◆ **REQUIREMENT**: Scan the records and identify every line in which the string "React" occurs, then return those lines.

◆ **RECORDS TO USE**:
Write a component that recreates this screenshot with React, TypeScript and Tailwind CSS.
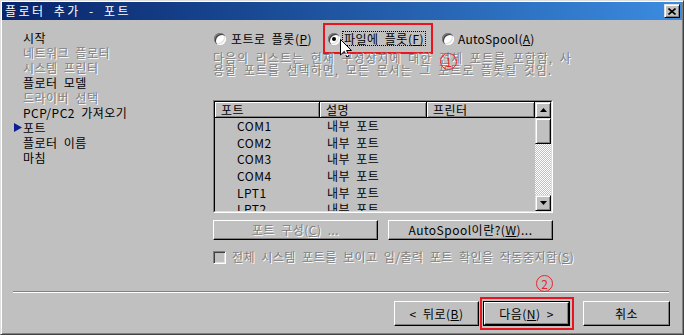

* * *

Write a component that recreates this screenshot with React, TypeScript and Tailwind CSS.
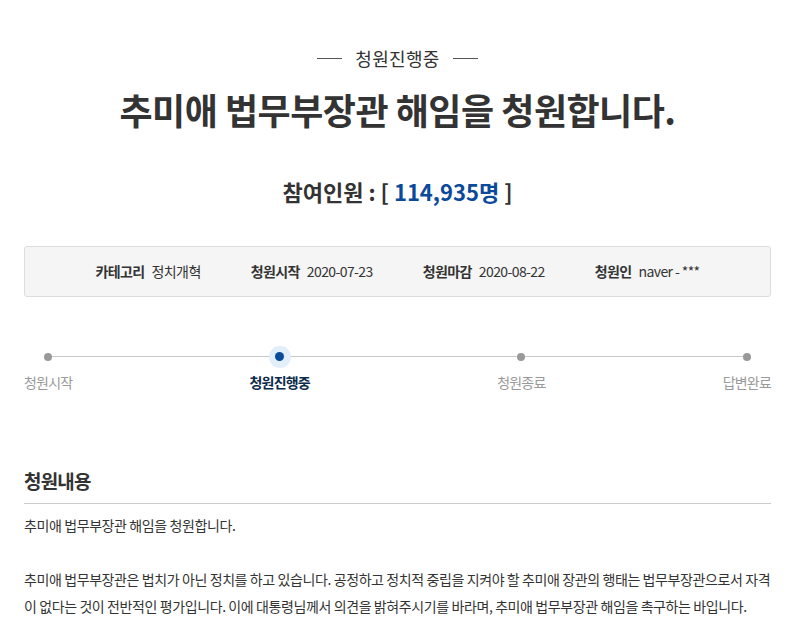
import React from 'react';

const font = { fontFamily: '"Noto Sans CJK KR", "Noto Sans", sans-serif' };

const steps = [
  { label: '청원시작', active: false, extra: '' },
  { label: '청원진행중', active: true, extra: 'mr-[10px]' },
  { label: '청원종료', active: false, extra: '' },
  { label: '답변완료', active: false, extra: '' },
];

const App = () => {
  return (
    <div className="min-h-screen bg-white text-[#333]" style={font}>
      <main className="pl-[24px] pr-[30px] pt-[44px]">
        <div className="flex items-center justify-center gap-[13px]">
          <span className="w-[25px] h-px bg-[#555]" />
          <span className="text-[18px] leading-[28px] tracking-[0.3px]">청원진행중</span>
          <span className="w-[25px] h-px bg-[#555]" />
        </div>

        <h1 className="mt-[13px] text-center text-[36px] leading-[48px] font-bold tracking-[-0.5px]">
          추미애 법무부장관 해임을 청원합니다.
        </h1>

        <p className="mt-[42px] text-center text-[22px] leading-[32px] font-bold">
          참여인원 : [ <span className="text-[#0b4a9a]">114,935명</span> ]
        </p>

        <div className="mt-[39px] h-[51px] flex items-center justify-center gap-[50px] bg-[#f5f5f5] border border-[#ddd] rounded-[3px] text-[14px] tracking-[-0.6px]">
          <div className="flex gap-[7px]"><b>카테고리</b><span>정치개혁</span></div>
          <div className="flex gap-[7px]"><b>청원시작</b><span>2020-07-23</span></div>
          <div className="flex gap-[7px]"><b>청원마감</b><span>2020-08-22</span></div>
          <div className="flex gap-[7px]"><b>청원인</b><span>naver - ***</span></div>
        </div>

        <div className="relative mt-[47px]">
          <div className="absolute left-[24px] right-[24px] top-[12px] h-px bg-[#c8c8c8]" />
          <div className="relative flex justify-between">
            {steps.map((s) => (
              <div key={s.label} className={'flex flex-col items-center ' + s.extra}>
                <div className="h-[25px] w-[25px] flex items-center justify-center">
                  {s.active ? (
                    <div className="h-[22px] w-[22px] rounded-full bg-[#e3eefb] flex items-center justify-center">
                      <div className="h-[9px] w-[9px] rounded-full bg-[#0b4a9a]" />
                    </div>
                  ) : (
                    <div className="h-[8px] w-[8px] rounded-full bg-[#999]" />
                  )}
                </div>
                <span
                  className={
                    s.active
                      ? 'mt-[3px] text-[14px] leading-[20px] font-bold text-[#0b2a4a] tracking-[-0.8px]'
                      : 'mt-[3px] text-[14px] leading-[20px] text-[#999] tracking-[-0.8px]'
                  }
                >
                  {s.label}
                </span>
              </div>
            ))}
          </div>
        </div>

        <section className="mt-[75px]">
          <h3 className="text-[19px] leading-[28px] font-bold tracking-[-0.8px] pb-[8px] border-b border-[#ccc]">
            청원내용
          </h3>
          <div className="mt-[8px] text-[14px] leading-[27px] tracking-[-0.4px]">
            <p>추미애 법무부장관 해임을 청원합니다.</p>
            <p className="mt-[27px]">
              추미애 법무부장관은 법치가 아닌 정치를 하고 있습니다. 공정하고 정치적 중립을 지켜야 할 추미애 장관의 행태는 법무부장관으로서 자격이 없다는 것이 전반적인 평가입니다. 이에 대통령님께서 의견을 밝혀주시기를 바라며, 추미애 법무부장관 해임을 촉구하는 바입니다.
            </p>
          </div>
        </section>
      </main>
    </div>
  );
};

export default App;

==

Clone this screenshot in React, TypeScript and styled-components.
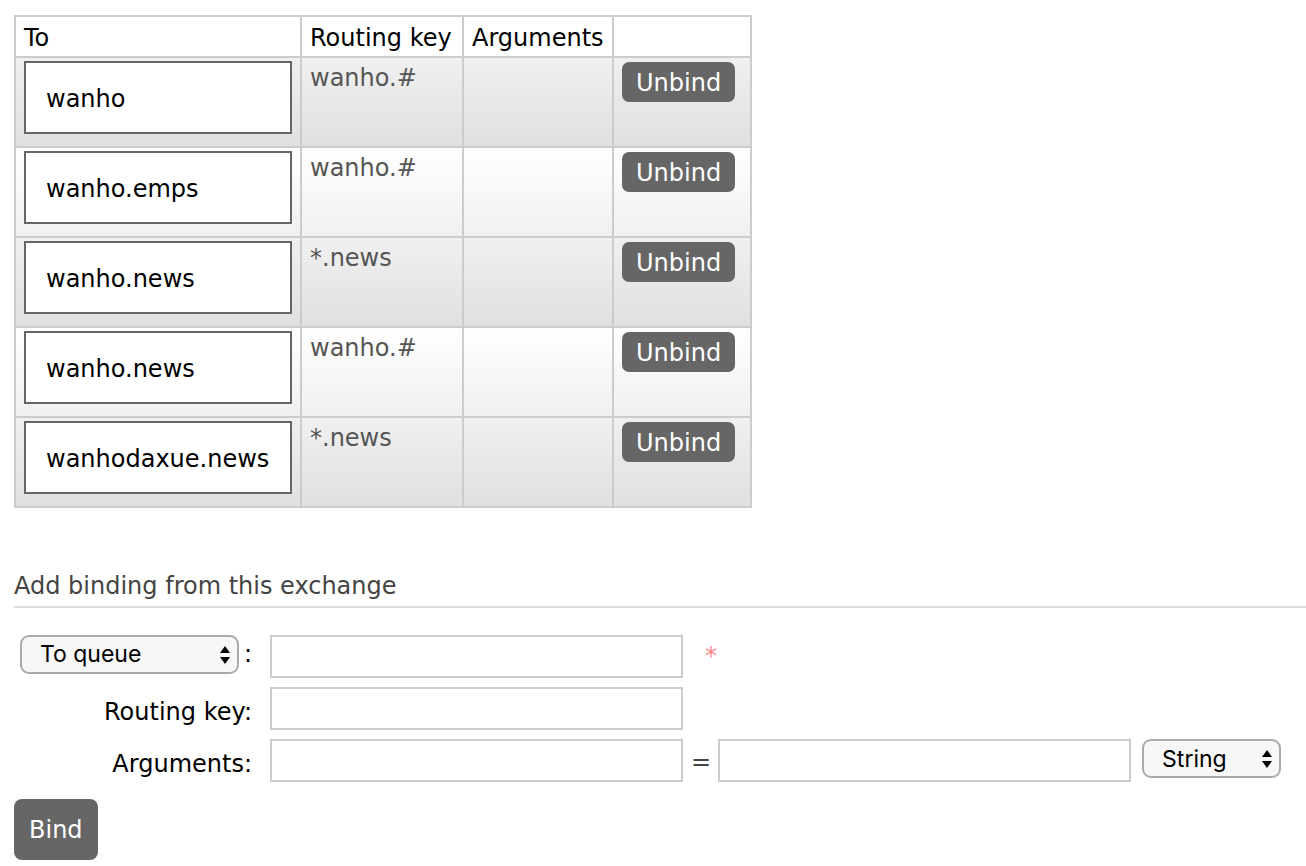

◆ **WRITTEN SOLUTION**:
Write a component that recreates this screenshot with React, TypeScript and Tailwind CSS.
Write a component that recreates this screenshot with React, TypeScript and Tailwind CSS.
import React from 'react';
Clone this screenshot in React, TypeScript and styled-components.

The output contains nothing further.